Students sitting at a round table cooking at pages of music notation manuscript.

Students at the Chancellor Academy looking over sketches of my Nocturne No. 1 for wind ensemble

Over the course of the hour, we made a series of unexpected connections. One of the students commented that a section of the work sounded like I’d “dropped the bass,” a key moment in hip-hop and electronica. I drew parallels between the staves in my score and the tracks in a ProTools session. After presenting my work, the students shared with me the song they had created together; it proved to be a tremendously moving experience. They had spent the school year putting together tracks in the studio, writing and recording their own beats, synthesizers, and lyrics. The students took immense pride in their work, and deservedly so. I offered critiques of their lyrics and music while also celebrating their accomplishments. By looking past our preconceived notions of musical genres, we were able to find the interconnectivity inherent in all musical expression.

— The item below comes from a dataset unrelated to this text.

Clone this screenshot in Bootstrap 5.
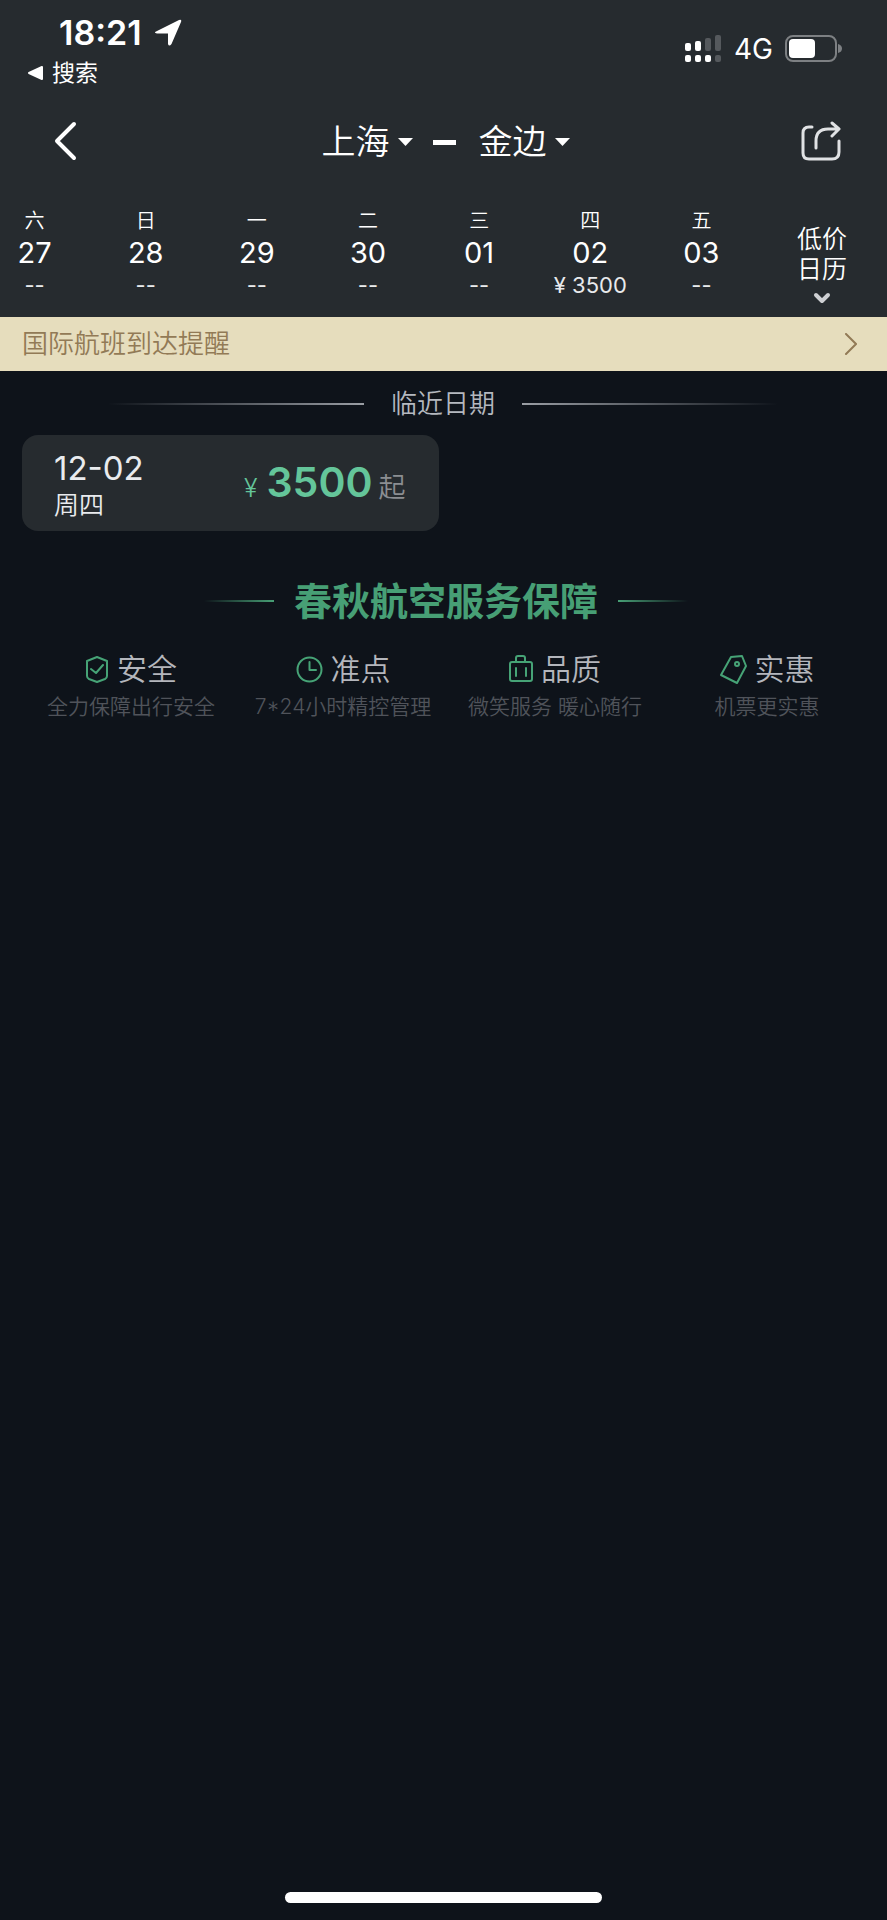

One of the students made an offhanded comment that has stuck with me: “When I started in this program I was writing about guns and drugs. I’ve moved away from that.” He had just finished playing me a track about one love, and working hard to better himself, his family, and his community. This remains my inspirational call to arms: evidence of how music and the creative process can have a tremendous impact on an individual, and how this impact ripples outward beyond the educational setting. In crossing the musical topography and uniting seemingly disparate worlds, teaching artists have the power to remove preconceptions about musical identity as well as labels that students might have internalized about themselves personally, transforming both the individual and their art.